▸ CHALLENGE
Your task is to copy each line that has the word "React".

★ ★ ★

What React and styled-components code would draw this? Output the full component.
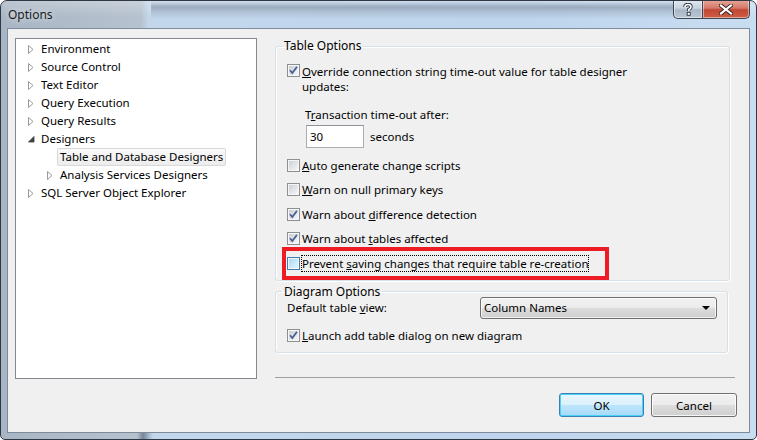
import React from "react";
import styled, { createGlobalStyle } from "styled-components";

const Global = createGlobalStyle`
  html, body { margin: 0; padding: 0; background: #fff; }
  body { font-family: "Noto Sans", "Liberation Sans", sans-serif; font-size: 11.5px; color: #000; }
`;

const Window = styled.div`
  width: 757px;
  height: 440px;
  box-sizing: border-box;
  border: 1px solid #2f3742;
  border-radius: 7px 7px 5px 5px;
  display: flex;
  flex-direction: column;
  overflow: hidden;
  background:
    linear-gradient(to right, rgba(40,50,70,0) 0, rgba(40,50,70,0) 136px, rgba(40,55,80,0.45) 142px, rgba(40,55,80,0) 152px) bottom / 100% 7px no-repeat,
    linear-gradient(to right, #a8b5c4 0, #b6c2cf 140px, #c3d7ec 148px, #bed5ed 70%, #c9ddf1 100%);
`;

const TitleBar = styled.div`
  height: 27px;
  display: flex;
  align-items: flex-start;
  padding-left: 7px;
  background:
    linear-gradient(to bottom, rgba(70,80,100,0) 0, rgba(70,80,100,0.35) 6px, rgba(70,80,100,0.15) 12px, rgba(70,80,100,0) 18px) 150px 0 / 530px 27px no-repeat,
    linear-gradient(to bottom, rgba(255,255,255,0.25), rgba(255,255,255,0) 60%);
`;

const Caption = styled.span`
  line-height: 28px;
  font-size: 12px;
  color: #1b1b1b;
  text-shadow: 0 0 6px rgba(255,255,255,0.9);
`;

const CaptionButtons = styled.div`
  margin-left: auto;
  margin-right: 6px;
  margin-top: -1px;
  display: flex;
`;

const CaptionButton = styled.div`
  height: 19px;
  box-sizing: border-box;
  display: flex;
  align-items: center;
  justify-content: center;
  border: 1px solid #3d4654;
  border-top: none;
  width: ${p => p.$w}px;
  border-radius: ${p => (p.$close ? "0 0 5px 0" : "0 0 0 5px")};
  border-left: ${p => (p.$close ? "none" : "1px solid #3d4654")};
  background: ${p =>
    p.$close
      ? "linear-gradient(to bottom, #e9a99b 0, #d5786a 45%, #c24633 55%, #cf5f45 100%)"
      : "linear-gradient(to bottom, #e3e9f0 0, #c9d3de 45%, #a9b7c6 55%, #b9c7d5 100%)"};
  box-shadow: inset 0 0 0 1px rgba(255,255,255,0.45);
`;

const Client = styled.div`
  flex: 1;
  margin: 0 6px 6px 6px;
  border: 1px solid #7d8b9a;
  background: #f0f0f0;
  display: flex;
  padding: 9px 12px 0 7px;
`;

const Tree = styled.div`
  width: 242px;
  height: 341px;
  box-sizing: border-box;
  border: 1px solid #828790;
  background: #fff;
  flex-shrink: 0;
  padding-top: 1px;
`;

const TreeRow = styled.div`
  height: 18px;
  display: flex;
  align-items: center;
  padding-left: ${p => 10 + p.$level * 19}px;
`;

const Expander = styled.span`
  width: 12px;
  height: 18px;
  display: flex;
  align-items: center;
  padding-left: 2px;
  box-sizing: border-box;
`;

const TreeLabel = styled.span`
  padding: 0 2px;
  height: 18px;
  line-height: 16px;
  box-sizing: border-box;
  border: 1px solid ${p => (p.$selected ? "#d9d9d9" : "transparent")};
  border-radius: 2px;
  background: ${p => (p.$selected ? "linear-gradient(to bottom, #fafafa, #ececec)" : "transparent")};
  white-space: nowrap;
`;

const Right = styled.div`
  margin-left: 18px;
  flex: 1;
  display: flex;
  flex-direction: column;
`;

const Group = styled.fieldset`
  margin: ${p => p.$mt || 0}px 0 0 0;
  padding: 0;
  width: ${p => p.$w}px;
  box-sizing: border-box;
  border: 1px solid #d5dfe5;
  border-radius: 3px;
  box-shadow: inset 1px 1px 0 #fff, 1px 1px 0 #fff;
  min-width: 0;
`;

const Legend = styled.legend`
  margin-left: 6px;
  padding: 0 2px;
  line-height: 16px;
  font-size: 12px;
`;

const GroupBody = styled.div`
  padding: ${p => p.$pt}px 0 ${p => p.$pb}px 11px;
  display: flex;
  flex-direction: column;
`;

const CheckRow = styled.div`
  display: flex;
  align-items: ${p => (p.$multi ? "flex-start" : "center")};
  width: fit-content;
  min-height: 18.5px;
  margin-top: ${p => p.$mt || 0}px;
  position: relative;
  ${p =>
    p.$marked &&
    `
    &::after {
      content: "";
      position: absolute;
      left: -5px;
      top: -7px;
      right: -20px;
      bottom: -7px;
      border: 4px solid #ed1c24;
      pointer-events: none;
    }
  `}
`;

const Box = styled.svg`
  flex-shrink: 0;
  margin-right: 1px;
  margin-top: ${p => (p.$multi ? "1px" : "0")};
`;

const CheckText = styled.span`
  border: 1px ${p => (p.$focus ? "dotted #000" : "solid transparent")};
  line-height: 15px;
  max-width: 340px;
`;

const SubLabel = styled.div`
  margin: 12px 0 0 18px;
  line-height: 15px;
`;

const TimeoutRow = styled.div`
  display: flex;
  align-items: center;
  margin: 3px 0 0 19px;
  gap: 6px;
`;

const TextBox = styled.div`
  width: 58px;
  height: 23px;
  box-sizing: border-box;
  border: 1px solid #abadb3;
  border-top-color: #8e929a;
  background: #fff;
  padding-left: 3px;
  line-height: 21px;
`;

const ChecksList = styled.div`
  display: flex;
  flex-direction: column;
  gap: 6px;
  margin-top: 8px;
`;

const ViewRow = styled.div`
  display: flex;
  align-items: center;
  margin-top: -3px;
`;

const ViewLabel = styled.span`
  width: 193px;
`;

const Combo = styled.div`
  width: 237px;
  height: 22px;
  box-sizing: border-box;
  border: 1px solid #707070;
  border-radius: 3px;
  background: linear-gradient(to bottom, #f2f2f2 0, #ebebeb 50%, #dddddd 50%, #cfcfcf 100%);
  box-shadow: inset 0 0 0 1px rgba(255,255,255,0.7);
  display: flex;
  align-items: center;
  padding: 0 6px 0 3px;
`;

const ComboText = styled.span`
  flex: 1;
`;

const Separator = styled.div`
  height: 1px;
  margin: 24px 2px 0 0;
  background: #a0a0a0;
`;

const ButtonRow = styled.div`
  display: flex;
  justify-content: flex-end;
  gap: 7px;
  margin-top: 15px;
`;

const Button = styled.div`
  width: ${p => p.$w}px;
  height: 24px;
  box-sizing: border-box;
  border: 1px solid ${p => (p.$primary ? "#3c7fb1" : "#707070")};
  border-radius: 3px;
  display: flex;
  align-items: center;
  justify-content: center;
  background: ${p =>
    p.$primary
      ? "linear-gradient(to bottom, #eaf6fd 0, #d9f0fc 50%, #bee6fd 50%, #a7d9f5 100%)"
      : "linear-gradient(to bottom, #f2f2f2 0, #ebebeb 50%, #dddddd 50%, #cfcfcf 100%)"};
  box-shadow: ${p =>
    p.$primary ? "inset 0 0 0 1px #48d3fb" : "inset 0 0 0 1px rgba(255,255,255,0.8)"};
`;

const Check = ({ checked, hot, multi }) => (
  <Box width="13" height="13" viewBox="0 0 13 13" $multi={multi}>
    <defs>
      <linearGradient id="cbNormal" x1="0" y1="0" x2="1" y2="1">
        <stop offset="0" stopColor="#cbcfd5" />
        <stop offset="1" stopColor="#f7f7f7" />
      </linearGradient>
      <linearGradient id="cbHot" x1="0" y1="0" x2="1" y2="1">
        <stop offset="0" stopColor="#a9dbf8" />
        <stop offset="1" stopColor="#e4f4fd" />
      </linearGradient>
    </defs>
    <rect x="0.5" y="0.5" width="12" height="12" fill="#f6f6f6" stroke={hot ? "#3c7fb1" : "#8e8f8f"} />
    <rect x="2" y="2" width="9" height="9" fill={hot ? "url(#cbHot)" : "url(#cbNormal)"} />
    {checked && (
      <path d="M3 6.2 L5.3 9 L10 2.8" stroke="#4a5f97" strokeWidth="1.8" fill="none" />
    )}
  </Box>
);

const Closed = () => (
  <svg width="6" height="9" viewBox="0 0 6 9">
    <path d="M0.5 0.5 L5 4.5 L0.5 8.5 Z" fill="#fff" stroke="#9a9a9a" />
  </svg>
);

const Opened = () => (
  <svg width="7" height="7" viewBox="0 0 7 7">
    <path d="M6 0.5 L6 6 L0.5 6 Z" fill="#3f3f3f" stroke="#3f3f3f" strokeWidth="0.8" />
  </svg>
);

const treeItems = [
  { label: "Environment", level: 0, kind: "closed" },
  { label: "Source Control", level: 0, kind: "closed" },
  { label: "Text Editor", level: 0, kind: "closed" },
  { label: "Query Execution", level: 0, kind: "closed" },
  { label: "Query Results", level: 0, kind: "closed" },
  { label: "Designers", level: 0, kind: "open" },
  { label: "Table and Database Designers", level: 1, kind: "leaf", selected: true },
  { label: "Analysis Services Designers", level: 1, kind: "closed" },
  { label: "SQL Server Object Explorer", level: 0, kind: "closed" },
];

export default function App() {
  return (
    <>
      <Global />
      <Window>
        <TitleBar>
          <Caption>Options</Caption>
          <CaptionButtons>
            <CaptionButton $w={30}>
              <svg width="10" height="13" viewBox="0 0 10 13">
                <path d="M2 4 Q2 1.5 5 1.5 Q8 1.5 8 4 Q8 5.5 5.8 6.6 L5.8 8" stroke="#2c3440" strokeWidth="3.4" fill="none" />
                <path d="M2 4 Q2 1.5 5 1.5 Q8 1.5 8 4 Q8 5.5 5.8 6.6 L5.8 8" stroke="#fff" strokeWidth="1.7" fill="none" />
                <rect x="4.2" y="9.3" width="3" height="3" fill="#fff" stroke="#2c3440" strokeWidth="0.9" />
              </svg>
            </CaptionButton>
            <CaptionButton $w={47} $close>
              <svg width="14" height="11" viewBox="0 0 14 11">
                <path d="M2 1.5 L12 9.5 M12 1.5 L2 9.5" stroke="#3a2420" strokeWidth="4" strokeLinecap="square" />
                <path d="M2 1.5 L12 9.5 M12 1.5 L2 9.5" stroke="#fff" strokeWidth="2.2" strokeLinecap="square" />
              </svg>
            </CaptionButton>
          </CaptionButtons>
        </TitleBar>
        <Client>
          <Tree>
            {treeItems.map(item => (
              <TreeRow key={item.label} $level={item.level}>
                <Expander>
                  {item.kind === "closed" && <Closed />}
                  {item.kind === "open" && <Opened />}
                </Expander>
                <TreeLabel $selected={item.selected}>{item.label}</TreeLabel>
              </TreeRow>
            ))}
          </Tree>
          <Right>
            <Group $w={455}>
              <Legend>Table Options</Legend>
              <GroupBody $pt={9} $pb={7}>
                <CheckRow $multi>
                  <Check checked multi />
                  <CheckText>
                    <u>O</u>verride connection string time-out value for table designer updates:
                  </CheckText>
                </CheckRow>
                <SubLabel>
                  T<u>r</u>ansaction time-out after:
                </SubLabel>
                <TimeoutRow>
                  <TextBox>30</TextBox>
                  <span>seconds</span>
                </TimeoutRow>
                <ChecksList>
                  <CheckRow>
                    <Check />
                    <CheckText>
                      <u>A</u>uto generate change scripts
                    </CheckText>
                  </CheckRow>
                  <CheckRow>
                    <Check />
                    <CheckText>
                      <u>W</u>arn on null primary keys
                    </CheckText>
                  </CheckRow>
                  <CheckRow>
                    <Check checked />
                    <CheckText>
                      Warn about <u>d</u>ifference detection
                    </CheckText>
                  </CheckRow>
                  <CheckRow>
                    <Check checked />
                    <CheckText>
                      Warn about <u>t</u>ables affected
                    </CheckText>
                  </CheckRow>
                  <CheckRow $marked>
                    <Check hot />
                    <CheckText $focus>
                      Prevent <u>s</u>aving changes that require table re-creation
                    </CheckText>
                  </CheckRow>
                </ChecksList>
              </GroupBody>
            </Group>
            <Group $w={453} $mt={3}>
              <Legend>Diagram Options</Legend>
              <GroupBody $pt={0} $pb={7}>
                <ViewRow>
                  <ViewLabel>
                    Default table <u>v</u>iew:
                  </ViewLabel>
                  <Combo>
                    <ComboText>Column Names</ComboText>
                    <svg width="8" height="4" viewBox="0 0 8 4">
                      <path d="M0 0 L8 0 L4 4 Z" fill="#000" />
                    </svg>
                  </Combo>
                </ViewRow>
                <CheckRow $mt={8}>
                  <Check checked />
                  <CheckText>
                    <u>L</u>aunch add table dialog on new diagram
                  </CheckText>
                </CheckRow>
              </GroupBody>
            </Group>
            <Separator />
            <ButtonRow>
              <Button $w={85} $primary>OK</Button>
              <Button $w={86}>Cancel</Button>
            </ButtonRow>
          </Right>
        </Client>
      </Window>
    </>
  );
}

★ ★ ★

▸ ANSWER TO THIS PROBLEM
What React and styled-components code would draw this? Output the full component.
import React from "react";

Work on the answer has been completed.